In these early days of digital magazines, users aren’t quite sure what they want—fancy new magazine interfaces with all the bells and whistles, or a simple magazine reader that stays true to traditional print publications. According to the findings of GfK MRI’s iPanel, 67% of consumers said they prefer an electronic magazine, yet 65% also say it’s more satisfying to them to read a print copy.
These days you never know what you’ll encounter with each new digital magazine subscription. The ways to navigate each one is different, the layouts are different and the interfaces are all different. With one magazine, swiping the screen may turn the page, but for another magazine that same movement will switch you to the next article. 72% of users are frustrated and just wish their digital editions could all follow the same format. However, publishers say they are getting positive feedback from their users. Could it be that people just don’t know what they want yet?

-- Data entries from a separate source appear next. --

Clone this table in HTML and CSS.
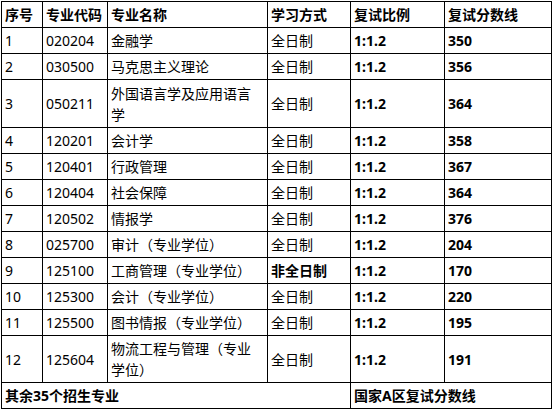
FILE: index.html
```html
<!DOCTYPE html>
<html lang="zh-CN">
<head>
<meta charset="utf-8">
<title>复试分数线</title>
<link rel="stylesheet" href="styles.css">
</head>
<body>
<table class="score-table">
  <colgroup>
    <col class="c-no">
    <col class="c-code">
    <col class="c-name">
    <col class="c-mode">
    <col class="c-ratio">
    <col class="c-score">
  </colgroup>
  <thead>
    <tr class="row">
      <th>序号</th><th>专业代码</th><th>专业名称</th><th>学习方式</th><th>复试比例</th><th>复试分数线</th>
    </tr>
  </thead>
  <tbody>
    <tr class="row"><td>1</td><td>020204</td><td>金融学</td><td>全日制</td><td class="b">1:1.2</td><td class="b">350</td></tr>
    <tr class="row"><td>2</td><td>030500</td><td>马克思主义理论</td><td>全日制</td><td class="b">1:1.2</td><td class="b">356</td></tr>
    <tr class="row tall"><td>3</td><td>050211</td><td>外国语言学及应用语言学</td><td>全日制</td><td class="b">1:1.2</td><td class="b">364</td></tr>
    <tr class="row"><td>4</td><td>120201</td><td>会计学</td><td>全日制</td><td class="b">1:1.2</td><td class="b">358</td></tr>
    <tr class="row"><td>5</td><td>120401</td><td>行政管理</td><td>全日制</td><td class="b">1:1.2</td><td class="b">367</td></tr>
    <tr class="row"><td>6</td><td>120404</td><td>社会保障</td><td>全日制</td><td class="b">1:1.2</td><td class="b">364</td></tr>
    <tr class="row"><td>7</td><td>120502</td><td>情报学</td><td>全日制</td><td class="b">1:1.2</td><td class="b">376</td></tr>
    <tr class="row"><td>8</td><td>025700</td><td>审计（专业学位）</td><td>全日制</td><td class="b">1:1.2</td><td class="b">204</td></tr>
    <tr class="row"><td>9</td><td>125100</td><td>工商管理（专业学位）</td><td class="b">非全日制</td><td class="b">1:1.2</td><td class="b">170</td></tr>
    <tr class="row"><td>10</td><td>125300</td><td>会计（专业学位）</td><td>全日制</td><td class="b">1:1.2</td><td class="b">220</td></tr>
    <tr class="row"><td>11</td><td>125500</td><td>图书情报（专业学位）</td><td>全日制</td><td class="b">1:1.2</td><td class="b">195</td></tr>
    <tr class="row tall2"><td>12</td><td>125604</td><td>物流工程与管理（专业学位）</td><td>全日制</td><td class="b">1:1.2</td><td class="b">191</td></tr>
  </tbody>
  <tfoot>
    <tr class="row"><td colspan="4" class="b">其余35个招生专业</td><td colspan="2" class="b">国家A区复试分数线</td></tr>
  </tfoot>
</table>
</body>
</html>
```

FILE: styles.css
```css
html, body {
  margin: 0;
  padding: 0;
  background: #ffffff;
}

body {
  padding: 1px 0 0 1px;
  font-family: "Noto Sans", "Noto Sans CJK SC", sans-serif;
  font-size: 14px;
  color: #000000;
}

.score-table {
  border-collapse: collapse;
  table-layout: fixed;
  width: 550px;
}

.c-no { width: 41px; }
.c-code { width: 65px; }
.c-name { width: 160px; }
.c-mode { width: 83px; }
.c-ratio { width: 94px; }
.c-score { width: 107px; }

.score-table th,
.score-table td {
  border: 1px solid #000000;
  padding: 0 4px 0 3px;
  text-align: left;
  vertical-align: middle;
  line-height: 21px;
  font-weight: normal;
}

.score-table th {
  font-weight: bold;
}

.score-table td.b {
  font-weight: bold;
}

.row {
  height: 26px;
}

.row.tall {
  height: 48px;
}

.row.tall2 {
  height: 47px;
}
```
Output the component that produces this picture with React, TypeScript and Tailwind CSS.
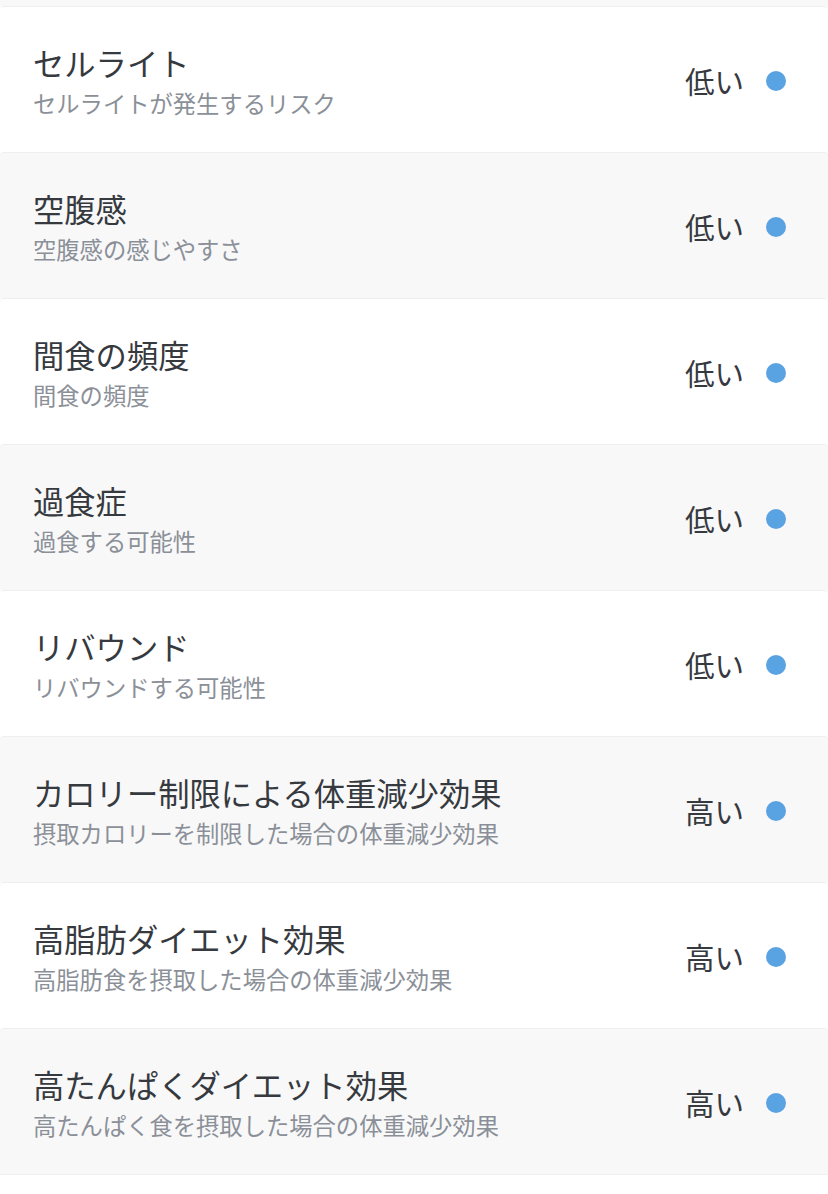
import React from 'react';

interface RiskItem {
  title: string;
  desc: string;
  level: string;
}

const items: RiskItem[] = [
  { title: 'セルライト', desc: 'セルライトが発生するリスク', level: '低い' },
  { title: '空腹感', desc: '空腹感の感じやすさ', level: '低い' },
  { title: '間食の頻度', desc: '間食の頻度', level: '低い' },
  { title: '過食症', desc: '過食する可能性', level: '低い' },
  { title: 'リバウンド', desc: 'リバウンドする可能性', level: '低い' },
  { title: 'カロリー制限による体重減少効果', desc: '摂取カロリーを制限した場合の体重減少効果', level: '高い' },
  { title: '高脂肪ダイエット効果', desc: '高脂肪食を摂取した場合の体重減少効果', level: '高い' },
  { title: '高たんぱくダイエット効果', desc: '高たんぱく食を摂取した場合の体重減少効果', level: '高い' },
];

function Row({ item, shaded }: { item: RiskItem; shaded: boolean }) {
  return (
    <div
      className={`flex items-center justify-between h-[146px] pl-[33px] pr-[42px] border-t border-[#efefef] rounded-t-[4px] ${
        shaded ? 'bg-[#f8f8f8]' : 'bg-white'
      }`}
    >
      <div className="flex flex-col pt-[3px]">
        <div className="text-[31.3px] leading-[36px] text-[#363a3f]">{item.title}</div>
        <div className="mt-2 text-[23.3px] leading-[28px] text-[#8b9098]">{item.desc}</div>
      </div>
      <div className="flex items-center gap-[22px]">
        <span className="text-[29.5px] leading-[36px] text-[#363a3f]">{item.level}</span>
        <span className="w-[20px] h-[20px] rounded-full bg-[#5aa3e2] mt-[3px]" />
      </div>
    </div>
  );
}

export default function App() {
  return (
    <div
      className="w-[828px] h-[1194px] overflow-hidden bg-white"
      style={{ fontFamily: '"Noto Sans CJK JP", "Noto Sans", sans-serif' }}
    >
      {/* tail of the previous card */}
      <div className="h-[6px] bg-[#f8f8f8]" />
      {items.map((item, i) => (
        <Row key={item.title} item={item} shaded={i % 2 === 1} />
      ))}
      <div className="border-t border-[#efefef]" />
    </div>
  );
}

Sometimes in the early stages of a new product, nostalgia battles against the excitement of newness. For example, Gregg Hano, SVP Corporate Sales and Technology Group, Bonnier, says “I think it’s important to remember that this is a relatively new way to consume content, and there’s going to be learning and adjustments along the way. Video content did not become popular on the Web overnight, but now Americans alone watch more than a billion minutes of Web video a year. It may take time to strike the right balance of video and static content on the tablet, and for users to adapt to the formats.”